Historically speaking, locating genius within individuals is a recent enterprise. Before the 16th century, one did not speak of people being geniuses but havinggeniuses. “Genius,” explains the Harvard scholar Marjorie Garber, meant “a tutelary god or spirit given to every person at birth.” Any value that emerged from within a person depended on a potent, unseen force coming from beyond that person.
As late as the Renaissance, people we’d now consider quasi-divine creators were more likely to be seen as deft imitators, making compelling work from familiar materials. Shakespeare, for example, did not typically dream up new ideas for plays but rewrote, adapted and borrowed from the plots, characters and language of previous works. “Romeo and Juliet,” as Mark Rose, a professor at the University of California, Santa Barbara, notes, is an episode-by-episode dramatization of a poem by Arthur Brooke.
Of course, theater is inherently collaborative.

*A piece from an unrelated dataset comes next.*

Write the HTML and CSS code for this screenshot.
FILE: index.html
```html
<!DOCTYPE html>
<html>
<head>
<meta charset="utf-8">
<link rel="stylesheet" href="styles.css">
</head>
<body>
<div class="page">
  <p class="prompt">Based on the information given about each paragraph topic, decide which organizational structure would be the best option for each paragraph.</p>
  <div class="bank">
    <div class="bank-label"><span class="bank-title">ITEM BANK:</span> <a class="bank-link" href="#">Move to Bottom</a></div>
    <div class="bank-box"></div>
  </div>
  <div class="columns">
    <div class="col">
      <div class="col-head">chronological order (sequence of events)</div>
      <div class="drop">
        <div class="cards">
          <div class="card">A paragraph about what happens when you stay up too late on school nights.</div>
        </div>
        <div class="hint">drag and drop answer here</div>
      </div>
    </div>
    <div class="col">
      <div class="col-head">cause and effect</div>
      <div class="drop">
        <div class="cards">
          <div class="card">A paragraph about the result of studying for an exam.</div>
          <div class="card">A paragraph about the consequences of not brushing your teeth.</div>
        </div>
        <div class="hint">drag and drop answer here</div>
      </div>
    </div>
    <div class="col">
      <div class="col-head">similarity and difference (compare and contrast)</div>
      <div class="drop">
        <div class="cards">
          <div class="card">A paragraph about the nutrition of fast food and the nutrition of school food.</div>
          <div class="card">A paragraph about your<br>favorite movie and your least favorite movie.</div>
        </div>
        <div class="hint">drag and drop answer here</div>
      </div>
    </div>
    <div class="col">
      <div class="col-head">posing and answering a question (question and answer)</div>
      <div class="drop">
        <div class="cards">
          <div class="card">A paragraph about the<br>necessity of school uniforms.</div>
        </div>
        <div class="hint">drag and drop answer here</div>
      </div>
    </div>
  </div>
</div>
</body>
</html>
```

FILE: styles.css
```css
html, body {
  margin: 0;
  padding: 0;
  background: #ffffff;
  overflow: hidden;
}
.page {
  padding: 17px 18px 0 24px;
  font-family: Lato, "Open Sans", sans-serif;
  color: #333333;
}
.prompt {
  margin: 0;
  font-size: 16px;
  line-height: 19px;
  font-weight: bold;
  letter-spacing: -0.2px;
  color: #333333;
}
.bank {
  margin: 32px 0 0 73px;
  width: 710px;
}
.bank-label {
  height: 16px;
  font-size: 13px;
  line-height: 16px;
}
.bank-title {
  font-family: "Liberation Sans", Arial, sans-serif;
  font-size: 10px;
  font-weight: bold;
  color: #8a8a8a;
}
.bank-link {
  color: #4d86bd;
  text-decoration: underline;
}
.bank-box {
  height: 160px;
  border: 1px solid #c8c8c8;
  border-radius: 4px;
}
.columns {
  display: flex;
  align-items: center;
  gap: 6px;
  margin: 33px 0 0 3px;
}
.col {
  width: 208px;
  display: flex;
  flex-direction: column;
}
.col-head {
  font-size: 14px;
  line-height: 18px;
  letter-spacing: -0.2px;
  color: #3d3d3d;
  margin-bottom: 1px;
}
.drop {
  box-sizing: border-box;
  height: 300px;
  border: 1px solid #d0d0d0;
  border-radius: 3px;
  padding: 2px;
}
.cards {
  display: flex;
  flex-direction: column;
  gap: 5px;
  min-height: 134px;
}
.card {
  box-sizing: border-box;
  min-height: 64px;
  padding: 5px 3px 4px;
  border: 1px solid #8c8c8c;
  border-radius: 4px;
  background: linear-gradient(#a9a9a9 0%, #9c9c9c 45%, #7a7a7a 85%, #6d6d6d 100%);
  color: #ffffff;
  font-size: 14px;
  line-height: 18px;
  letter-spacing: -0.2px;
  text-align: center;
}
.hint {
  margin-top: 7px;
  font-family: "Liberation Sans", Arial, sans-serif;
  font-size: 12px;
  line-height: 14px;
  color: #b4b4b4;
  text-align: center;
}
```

But the Elizabethan stage was more like the modern film industry, where the writer is generally less an auteur than a piece of a machine. Surviving records show three or four or even five playwrights receiving pay for a single production, according to the Columbia professor James Shapiro. The irony is that Shakespeare, whose world serves so well to illustrate a collaborative (or networked) idea about how good work is made, would become the icon of the solo creator.

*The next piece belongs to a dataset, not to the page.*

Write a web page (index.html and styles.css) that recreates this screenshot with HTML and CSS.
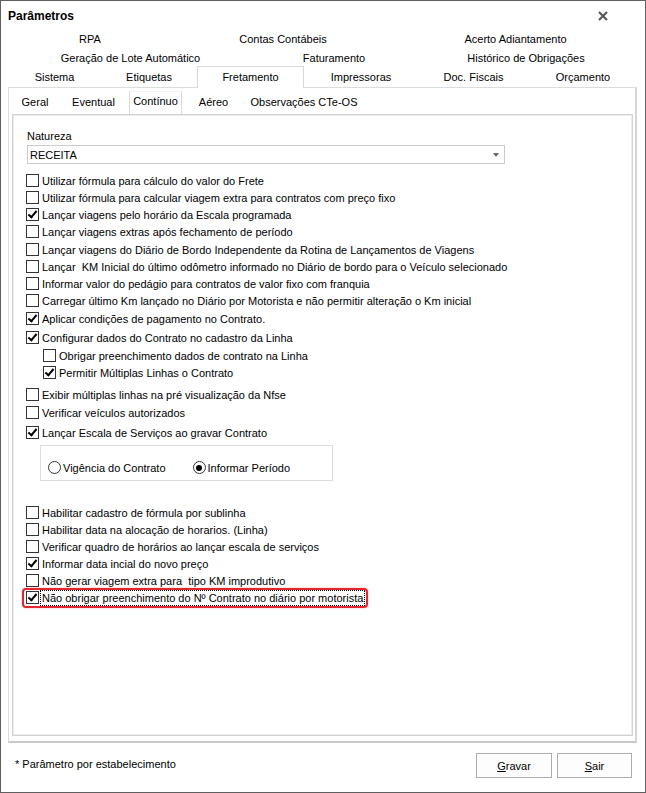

The big change began with Enlightenment thinkers, who sought to give man a dignified, central place in the world. They made man’s thinking the center of their universe and created a profoundly asocial self.
Meanwhile, as the feudal and agrarian gave way to the capitalist and industrial, artists needed to be more than entertaining; they needed to be original, to profit from the sale of their work. In 1710, Britain enacted its first copyright law, establishing authors as the legal owners of their work and giving new cultural currency to the idea of authors as originators.

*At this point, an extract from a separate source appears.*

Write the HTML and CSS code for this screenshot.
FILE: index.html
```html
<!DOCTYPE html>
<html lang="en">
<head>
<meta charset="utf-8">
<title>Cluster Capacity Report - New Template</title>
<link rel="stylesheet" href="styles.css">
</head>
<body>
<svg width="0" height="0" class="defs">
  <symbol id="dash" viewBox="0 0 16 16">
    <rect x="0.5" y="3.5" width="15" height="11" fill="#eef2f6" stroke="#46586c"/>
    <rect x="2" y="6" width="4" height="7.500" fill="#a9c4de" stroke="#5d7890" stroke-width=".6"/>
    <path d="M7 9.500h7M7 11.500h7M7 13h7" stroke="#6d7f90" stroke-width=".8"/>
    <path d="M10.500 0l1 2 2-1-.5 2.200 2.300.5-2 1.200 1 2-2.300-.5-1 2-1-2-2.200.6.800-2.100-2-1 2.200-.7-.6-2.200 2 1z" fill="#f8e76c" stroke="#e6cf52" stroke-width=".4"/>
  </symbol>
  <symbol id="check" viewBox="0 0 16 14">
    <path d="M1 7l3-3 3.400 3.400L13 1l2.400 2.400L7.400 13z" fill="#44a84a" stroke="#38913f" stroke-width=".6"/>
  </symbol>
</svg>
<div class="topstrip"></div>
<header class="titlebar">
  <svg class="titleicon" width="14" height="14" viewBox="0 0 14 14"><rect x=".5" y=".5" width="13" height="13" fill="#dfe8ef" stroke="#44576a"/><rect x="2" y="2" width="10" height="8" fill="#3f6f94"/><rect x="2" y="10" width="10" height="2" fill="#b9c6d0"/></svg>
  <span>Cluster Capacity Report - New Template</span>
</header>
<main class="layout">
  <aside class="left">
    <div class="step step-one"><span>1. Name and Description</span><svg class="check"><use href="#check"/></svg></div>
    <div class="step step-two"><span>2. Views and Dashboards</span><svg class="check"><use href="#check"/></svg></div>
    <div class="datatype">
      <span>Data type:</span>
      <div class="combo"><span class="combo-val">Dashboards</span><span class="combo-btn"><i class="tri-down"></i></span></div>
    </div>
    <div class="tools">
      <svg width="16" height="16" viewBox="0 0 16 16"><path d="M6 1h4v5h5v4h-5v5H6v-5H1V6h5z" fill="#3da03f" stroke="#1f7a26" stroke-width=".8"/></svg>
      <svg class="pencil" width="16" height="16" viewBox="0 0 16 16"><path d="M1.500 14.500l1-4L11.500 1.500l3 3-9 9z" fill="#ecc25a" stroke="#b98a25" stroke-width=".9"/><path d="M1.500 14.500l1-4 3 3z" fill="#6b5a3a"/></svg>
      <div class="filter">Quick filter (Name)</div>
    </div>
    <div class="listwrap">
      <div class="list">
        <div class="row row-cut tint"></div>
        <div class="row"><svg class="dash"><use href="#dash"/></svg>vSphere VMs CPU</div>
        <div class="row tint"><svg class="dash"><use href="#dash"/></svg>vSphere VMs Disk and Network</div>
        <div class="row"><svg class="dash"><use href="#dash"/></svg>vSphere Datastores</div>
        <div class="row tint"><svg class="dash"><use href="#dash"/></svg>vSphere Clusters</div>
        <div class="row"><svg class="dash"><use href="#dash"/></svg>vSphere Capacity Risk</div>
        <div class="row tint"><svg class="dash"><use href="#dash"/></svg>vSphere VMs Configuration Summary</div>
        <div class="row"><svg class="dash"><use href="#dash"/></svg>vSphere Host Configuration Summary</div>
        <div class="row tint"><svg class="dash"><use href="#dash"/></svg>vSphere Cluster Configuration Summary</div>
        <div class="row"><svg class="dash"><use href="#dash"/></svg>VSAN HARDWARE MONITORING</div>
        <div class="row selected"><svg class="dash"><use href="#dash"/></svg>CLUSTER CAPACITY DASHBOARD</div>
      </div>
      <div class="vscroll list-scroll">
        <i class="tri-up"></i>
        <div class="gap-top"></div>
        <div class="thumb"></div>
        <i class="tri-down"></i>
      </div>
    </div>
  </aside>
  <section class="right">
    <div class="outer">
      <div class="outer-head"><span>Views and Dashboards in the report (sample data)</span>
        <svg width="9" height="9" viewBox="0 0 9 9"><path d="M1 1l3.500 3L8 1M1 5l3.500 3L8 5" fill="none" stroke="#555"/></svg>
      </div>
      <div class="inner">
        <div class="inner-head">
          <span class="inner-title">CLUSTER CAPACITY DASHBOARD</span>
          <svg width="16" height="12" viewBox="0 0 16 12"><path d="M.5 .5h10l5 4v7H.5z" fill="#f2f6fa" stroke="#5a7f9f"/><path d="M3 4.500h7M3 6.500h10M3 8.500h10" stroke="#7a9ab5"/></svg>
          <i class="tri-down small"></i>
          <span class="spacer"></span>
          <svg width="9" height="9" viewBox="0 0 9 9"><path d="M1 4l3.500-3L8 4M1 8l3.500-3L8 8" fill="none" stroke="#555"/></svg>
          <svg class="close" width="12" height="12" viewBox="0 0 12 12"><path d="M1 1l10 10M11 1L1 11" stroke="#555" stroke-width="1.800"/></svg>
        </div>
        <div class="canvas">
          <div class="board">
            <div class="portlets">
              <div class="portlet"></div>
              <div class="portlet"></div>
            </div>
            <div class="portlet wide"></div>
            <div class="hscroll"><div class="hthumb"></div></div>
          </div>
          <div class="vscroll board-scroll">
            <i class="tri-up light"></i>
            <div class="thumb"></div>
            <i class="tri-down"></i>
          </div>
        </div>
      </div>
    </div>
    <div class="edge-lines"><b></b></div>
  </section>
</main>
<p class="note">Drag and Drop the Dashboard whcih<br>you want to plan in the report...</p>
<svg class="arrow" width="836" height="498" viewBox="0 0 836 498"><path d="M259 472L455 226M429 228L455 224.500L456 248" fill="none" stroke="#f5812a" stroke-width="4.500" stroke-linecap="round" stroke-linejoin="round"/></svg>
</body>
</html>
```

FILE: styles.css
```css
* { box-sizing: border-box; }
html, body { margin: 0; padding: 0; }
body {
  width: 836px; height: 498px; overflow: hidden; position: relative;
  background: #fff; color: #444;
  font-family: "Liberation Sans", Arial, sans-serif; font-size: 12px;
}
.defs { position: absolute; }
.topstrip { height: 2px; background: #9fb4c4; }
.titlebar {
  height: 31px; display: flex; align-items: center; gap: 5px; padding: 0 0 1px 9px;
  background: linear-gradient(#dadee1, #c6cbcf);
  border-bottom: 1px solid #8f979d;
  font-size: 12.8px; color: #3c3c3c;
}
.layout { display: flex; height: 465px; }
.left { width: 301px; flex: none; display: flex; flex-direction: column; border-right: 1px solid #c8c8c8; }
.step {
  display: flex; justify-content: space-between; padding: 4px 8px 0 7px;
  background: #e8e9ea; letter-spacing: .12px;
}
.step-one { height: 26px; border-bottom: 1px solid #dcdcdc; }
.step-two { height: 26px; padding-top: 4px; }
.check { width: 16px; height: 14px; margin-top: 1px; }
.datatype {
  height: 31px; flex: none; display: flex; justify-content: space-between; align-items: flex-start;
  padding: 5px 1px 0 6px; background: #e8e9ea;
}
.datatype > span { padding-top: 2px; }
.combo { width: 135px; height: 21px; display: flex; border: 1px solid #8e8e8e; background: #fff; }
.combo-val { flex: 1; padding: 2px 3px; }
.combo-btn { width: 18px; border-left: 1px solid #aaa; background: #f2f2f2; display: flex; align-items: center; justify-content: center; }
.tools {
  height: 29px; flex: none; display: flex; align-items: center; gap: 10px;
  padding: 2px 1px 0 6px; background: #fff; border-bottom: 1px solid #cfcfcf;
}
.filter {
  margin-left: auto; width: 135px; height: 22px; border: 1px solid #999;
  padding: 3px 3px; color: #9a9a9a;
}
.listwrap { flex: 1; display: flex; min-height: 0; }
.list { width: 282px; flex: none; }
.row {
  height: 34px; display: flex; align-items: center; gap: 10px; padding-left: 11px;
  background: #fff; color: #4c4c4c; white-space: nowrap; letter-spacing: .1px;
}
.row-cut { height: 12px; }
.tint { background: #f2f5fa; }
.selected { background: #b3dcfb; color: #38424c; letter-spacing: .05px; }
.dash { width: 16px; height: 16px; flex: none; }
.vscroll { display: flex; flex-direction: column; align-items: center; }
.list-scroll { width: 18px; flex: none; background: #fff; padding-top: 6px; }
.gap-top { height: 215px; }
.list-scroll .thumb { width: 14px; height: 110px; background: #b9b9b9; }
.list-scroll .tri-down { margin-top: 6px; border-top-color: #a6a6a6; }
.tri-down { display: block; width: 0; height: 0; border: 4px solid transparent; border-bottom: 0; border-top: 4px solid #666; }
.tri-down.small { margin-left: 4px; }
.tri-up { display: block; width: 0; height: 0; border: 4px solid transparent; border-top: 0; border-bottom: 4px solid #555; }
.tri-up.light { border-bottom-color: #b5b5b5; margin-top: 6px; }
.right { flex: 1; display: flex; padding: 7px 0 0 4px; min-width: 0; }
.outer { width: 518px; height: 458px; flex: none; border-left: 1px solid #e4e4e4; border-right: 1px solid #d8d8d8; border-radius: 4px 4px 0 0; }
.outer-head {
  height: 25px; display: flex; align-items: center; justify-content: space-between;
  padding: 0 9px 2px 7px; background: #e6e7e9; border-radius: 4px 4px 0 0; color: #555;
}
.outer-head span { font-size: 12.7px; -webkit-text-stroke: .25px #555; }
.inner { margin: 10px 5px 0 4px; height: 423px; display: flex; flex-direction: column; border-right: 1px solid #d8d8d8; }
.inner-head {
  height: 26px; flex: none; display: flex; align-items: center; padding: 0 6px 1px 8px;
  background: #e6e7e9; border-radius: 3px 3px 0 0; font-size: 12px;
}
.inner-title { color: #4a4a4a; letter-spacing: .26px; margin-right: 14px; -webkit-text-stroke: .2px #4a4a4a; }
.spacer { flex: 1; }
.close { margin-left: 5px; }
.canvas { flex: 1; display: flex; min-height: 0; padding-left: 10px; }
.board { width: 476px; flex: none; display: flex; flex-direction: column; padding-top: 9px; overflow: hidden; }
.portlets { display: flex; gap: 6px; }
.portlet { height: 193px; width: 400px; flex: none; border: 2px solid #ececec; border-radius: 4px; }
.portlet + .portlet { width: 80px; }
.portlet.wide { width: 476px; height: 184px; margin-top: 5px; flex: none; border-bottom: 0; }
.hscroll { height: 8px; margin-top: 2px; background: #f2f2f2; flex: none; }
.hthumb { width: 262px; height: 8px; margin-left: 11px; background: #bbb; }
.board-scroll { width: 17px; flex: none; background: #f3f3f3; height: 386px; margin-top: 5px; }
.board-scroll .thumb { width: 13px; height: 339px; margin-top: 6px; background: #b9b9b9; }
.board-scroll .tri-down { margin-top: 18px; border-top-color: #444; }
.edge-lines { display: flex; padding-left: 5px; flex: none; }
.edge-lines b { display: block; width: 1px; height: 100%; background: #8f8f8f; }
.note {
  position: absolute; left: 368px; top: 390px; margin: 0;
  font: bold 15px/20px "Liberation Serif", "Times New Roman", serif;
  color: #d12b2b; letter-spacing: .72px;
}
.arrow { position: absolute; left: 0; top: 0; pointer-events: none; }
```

This is when we start to see the modern use of “genius.” In an essay published in 1711, Joseph Addison cited Shakespeare as a “remarkable instance” of “these great natural geniuses” — those lit up by an inner light and freed from dependence on previous models.
But it was during the Romantic era that “the true cult of the natural genius emerged,” Ms. Garber writes — with Shakespeare as its signal example. He was a convenient case; so little biographical material existed that his story could be made up.